A Hundred Doors. Volume 2 of The Crimson Bears

Published in 1994 by Sun & Moon Press as the conclusion of The Crimson Bears.
Edgar and Alice, the protagonists of The Crimson Bears, witness the grand meeting of their enemies and hear their plan to topple the rule of bears in the city of Bargeton. But later, when all seems hopeless, the faction of the Clowncats, led by the heroic and ingenious Possy Damp Paws, subverts the plot. The Clowncats initiate a night of riot and confusion through Bargeton. Caught up in the sweep of events, the young bears do what they can to help Possy. Exhausted but sleepless, Alice spends part of the night in a bookstore, reading from a book written in letters shaped like birds, and from another called Court Memoirs of a Termite.
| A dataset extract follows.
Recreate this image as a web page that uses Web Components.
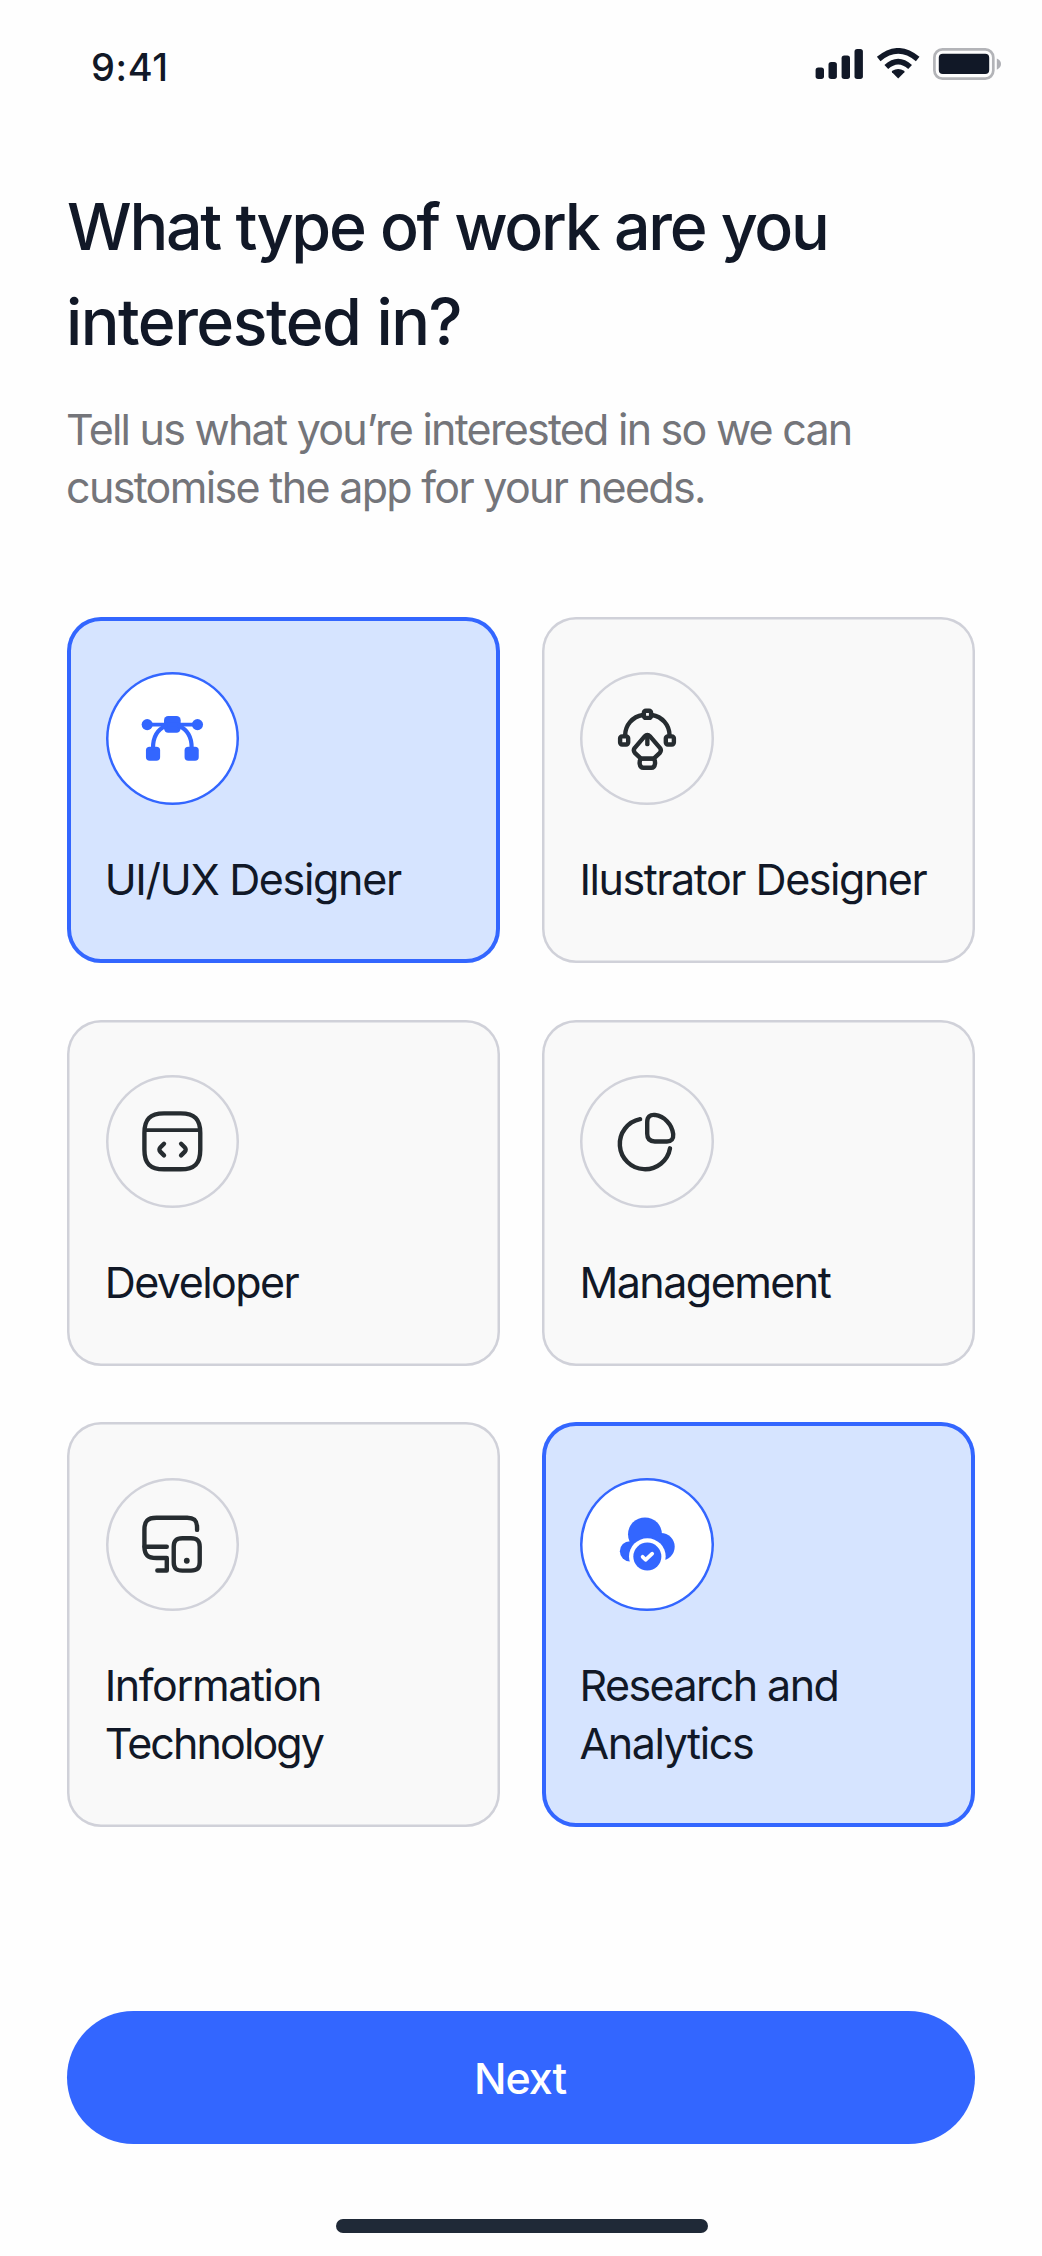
<!DOCTYPE html>
<html lang="en">
<head>
<meta charset="utf-8">
<title>Choose your interests</title>
<style>
  html, body { margin: 0; background: #fefefe; }
  body { font-family: Inter, "Liberation Sans", sans-serif; color: #111827; width: 1042px; }
</style>
</head>
<body>
<interest-screen></interest-screen>

<script>
const define = (name, markup, setup) => {
  const template = document.createElement('template');
  template.innerHTML = markup;
  customElements.define(name, class extends HTMLElement {
    constructor() {
      super();
      this.attachShadow({ mode: 'open' }).append(template.content.cloneNode(true));
    }
    connectedCallback() { if (setup) setup(this, this.shadowRoot); }
  });
};

/* Icons on a 24-unit grid */
const ICONS = {
  bezier: `<g fill="currentColor" stroke="none">
      <rect x="9" y="4" width="6" height="6" rx="1.5"/>
      <circle cx="2.95" cy="7.05" r="2"/><circle cx="21.05" cy="7.05" r="2"/>
      <rect x="2.5" y="15" width="5.1" height="5.1" rx="1.35"/>
      <rect x="16.4" y="15" width="5.1" height="5.1" rx="1.35"/></g>
    <path d="M3 7.05h18" stroke-width="1.4"/>
    <path d="M5.05 15.5C5 11.8 6.3 9 9.6 7.5M18.95 15.5C19 11.8 17.7 9 14.4 7.5" stroke-width="1.5"/>`,
  pen: `<rect x="10.75" y="2.05" width="2.6" height="2.6" rx=".7"/>
    <rect x="2.2" y="11.3" width="2.9" height="2.9" rx=".7"/>
    <rect x="18.65" y="11.3" width="2.9" height="2.9" rx=".7"/>
    <path d="M10.4 3.6C6.6 4.2 4.1 7.2 4 10.9M13.6 3.6c3.8.6 6.3 3.6 6.4 7.3"/>
    <path d="M9.7 19.3 7.5 17.2c-.5-.6-.5-1.1-.1-1.7l3.7-4.3c.55-.6 1.25-.6 1.8 0l3.7 4.3c.4.6.4 1.1-.1 1.7l-2.2 2.1z"/>
    <path d="M9.7 19.3h4.6c.45.6.55 1.2.45 1.9-.15 1-.5 1.4-1.3 1.4h-2.9c-.8 0-1.15-.4-1.3-1.4-.1-.7 0-1.3.45-1.9z"/>
    <path d="M12 11.3v2.8"/>`,
  code: `<path d="M9 22.05h6c5 0 7.05-2.05 7.05-7.05V9c0-5-2.05-7.05-7.05-7.05H9C4 1.95 1.95 4 1.95 9v6c0 5 2.05 7.05 7.05 7.05z"/>
    <path d="M2.1 7.95h19.8" stroke-width="1.4"/>
    <path d="m9 12.85-1.35 1.35c-.4.4-.4 1.1 0 1.5L9 17.05M15.15 12.85l1.35 1.35c.4.4.4 1.1 0 1.5l-1.35 1.35"/>`,
  chart: `<path d="M11.95 5.1c0-1.95 1-2.75 2.75-2.6 3.5.5 6.2 3.4 6.6 6.9.15 1.8-.65 2.65-2.25 2.65H14.7c-1.85 0-2.75-.9-2.75-2.75z"/>
    <path d="M9.4 4a9.1 9.1 0 1 0 10.75 10.5"/>`,
  devices: `<path d="M20.9 6.8V6c0-2.6-1-3.55-3.55-3.55H6.3C3.1 2.45 1.95 3.6 1.95 6.8v5.8c0 3.2 1.15 4.3 4.35 4.3H10v4.5H6.6"/>
    <path d="M2 12.85h8"/>
    <path d="M15.6 21.45h3.1c2.2 0 3.15-.8 3.15-3v-5.6c0-2.2-.95-3.05-3.15-3.05h-3.1c-2.2 0-3.1.85-3.1 3.05v5.6c0 2.2.9 3 3.1 3z"/>
    <circle cx="17.2" cy="17.9" r="1.05" fill="currentColor" stroke="none"/>`,
  cloud: `<g fill="currentColor" stroke="none">
      <circle cx="11.15" cy="8.4" r="6.1"/><circle cx="5.75" cy="14.5" r="3.65"/><circle cx="16.9" cy="12.9" r="4.95"/></g>
    <circle cx="12" cy="16.4" r="6.6" fill="#fff" stroke="none"/>
    <circle cx="12" cy="16.4" r="5.05" fill="currentColor" stroke="none"/>
    <path d="m10.3 16.5 1.05 1.05 2.4-2.2" stroke="#fff" stroke-width="1.35"/>`
};

define('status-bar', `
  <style>
    :host { display: flex; justify-content: space-between; align-items: flex-start; padding: 43px 41px 0 91px; height: 52px; }
    time { font-size: 38px; line-height: 48px; font-weight: 500; letter-spacing: .6px; }
    svg { display: block; margin-top: 5px; }
  </style>
  <time>9:41</time>
  <svg width="186" height="32" viewBox="815 48 186 32">
    <g fill="#111827">
      <rect x="815.6" y="67.4" width="8.4" height="11.6" rx="2.7"/>
      <rect x="828.5" y="62" width="8.4" height="17" rx="2.7"/>
      <rect x="841.6" y="55.5" width="8.4" height="23.5" rx="2.7"/>
      <rect x="854.5" y="49" width="8.4" height="30" rx="2.7"/>
      <path d="M898.2 78.4 892 72.2Q891.4 71.4 892.3 70.8Q898.2 67 904.1 70.8Q905 71.4 904.4 72.2Z"/>
      <rect x="938.8" y="53.7" width="50.4" height="20.4" rx="4"/>
    </g>
    <path d="M886.3 67Q898.2 56.3 910.1 67" fill="none" stroke="#111827" stroke-width="5.6"/>
    <path d="M878.7 59Q898.2 42.7 917.7 59" fill="none" stroke="#111827" stroke-width="5.6"/>
    <rect x="934.4" y="49.4" width="58.9" height="29.2" rx="8" fill="none" stroke="#b3b4b8" stroke-width="2.7"/>
    <path d="M996.8 58.5q4.2 1.7 4.2 5.6t-4.2 5.6z" fill="#b0b1b6"/>
  </svg>`);

define('screen-heading', `
  <style>
    :host { display: flex; flex-direction: column; gap: 31px; }
    h1, p { margin: 0; white-space: nowrap; }
    h1 { font-size: 64.5px; line-height: 94.4px; font-weight: 500; letter-spacing: -2.25px; word-spacing: .4px; }
    h1 span + span { letter-spacing: -1.53px; margin-left: -1px; }
    p { font-size: 43px; line-height: 58.35px; color: #74757a; letter-spacing: -1.68px; margin-left: -1px; }
    p span:first-child { letter-spacing: -1.76px; }
    span { display: block; }
  </style>
  <h1><span>What type of work are you</span><span>interested in?</span></h1>
  <p><span>Tell us what you’re interested in so we can</span><span>customise the app for your needs.</span></p>`);

define('icon-badge', `
  <style>
    :host { display: grid; place-items: center; width: 133.4px; height: 133.4px;
      border-radius: 50%; box-shadow: inset 0 0 0 2.5px var(--ring); background: var(--badge); color: var(--icon); }
    svg { display: block; overflow: visible; }
  </style>
  <svg width="66.7" height="66.7" viewBox="0 0 24 24" fill="none" stroke="currentColor"
    stroke-width="1.58" stroke-linecap="round" stroke-linejoin="round"></svg>`,
  (host, root) => { root.querySelector('svg').innerHTML = ICONS[host.getAttribute('name')]; });

define('interest-card', `
  <style>
    :host { --ring: #d1d2da; --badge: transparent; --icon: #262c30;
      display: flex; flex-direction: column; gap: 44.3px; box-sizing: border-box;
      padding: 55.4px 20px 55.2px 38.7px; border-radius: 34px;
      background: #f9f9f9; box-shadow: inset 0 0 0 2.5px #d0d1d9; }
    :host([selected]) { --ring: #3366ff; --badge: #fff; --icon: #3366ff;
      background: #d6e4ff; box-shadow: inset 0 0 0 4px #3366ff; }
    .label { font-size: 43px; line-height: 58.35px; white-space: nowrap; margin-left: -1px; }
  </style>
  <div class="badge"></div>
  <div class="label"><slot></slot></div>`,
  (host, root) => {
    root.querySelector('.badge').innerHTML = `<icon-badge name="${host.getAttribute('icon')}"></icon-badge>`;
  });

define('primary-button', `
  <style>
    :host { display: block; }
    button { display: flex; align-items: center; justify-content: center; width: 100%; height: 133.4px; padding: 0 2px 0 0;
      border: 0; border-radius: 67px; background: #3366ff; color: #fff;
      font: 500 43px/58px Inter, "Liberation Sans", sans-serif; letter-spacing: -1px; }
  </style>
  <button><slot></slot></button>`);

define('home-indicator', `
  <style>:host { display: block; width: 372px; height: 14px; border-radius: 7px; background: #1f2937; }</style>`);

define('interest-screen', `
  <style>
    :host { display: flex; flex-direction: column; height: 2256px; box-sizing: border-box; overflow: hidden; }
    main { display: flex; flex-direction: column; padding: 85.2px 67px 0; }
    .grid { display: grid; grid-template-columns: 1fr 1fr; column-gap: 41.6px; row-gap: 56.35px; margin-top: 99.9px; }
    .grid span { display: block; }
    primary-button { margin-top: 183.5px; }
    home-indicator { margin: 74.8px auto 0; transform: translateX(1px); }
  </style>
  <status-bar></status-bar>
  <main>
    <screen-heading></screen-heading>
    <div class="grid">
      <interest-card icon="bezier" selected><span style="letter-spacing:-1.33px">UI/UX Designer</span></interest-card>
      <interest-card icon="pen"><span style="letter-spacing:-1.46px">Ilustrator Designer</span></interest-card>
      <interest-card icon="code"><span style="letter-spacing:-1.55px">Developer</span></interest-card>
      <interest-card icon="chart"><span style="letter-spacing:-1.55px">Management</span></interest-card>
      <interest-card icon="devices"><span style="letter-spacing:-1.4px">Information</span><span style="letter-spacing:-1.9px">Technology</span></interest-card>
      <interest-card icon="cloud" selected><span style="letter-spacing:-1.6px">Research and</span><span style="letter-spacing:-1.4px">Analytics</span></interest-card>
    </div>
    <primary-button>Next</primary-button>
  </main>
  <home-indicator></home-indicator>`);
</script>
</body>
</html>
When all is over, Alice and Edgar are able to measure how their lives have been changed.

Terror of Earth

Published in 1996 bySun & Moon Press.
Terror of Earth is a set of "fablels," both beast-fables and fabliaux, that adapt medieval French tales to show the radical uneasiness with which we live in a dangerously erotic world and the ways we soothe ourselves. "Rapture" rewrites one Aesopian fable, the fox and the crow, "Amont, aval" another, the wolf and the lamb. "The Care of the Dead" uses story-matter from the episode of the Matron of Ephesus in Petronius' Satyricon. Terror of Earth won an "America" award for fiction in 1997 and was nominated by Carole Maso for The Fisk Prize in fiction.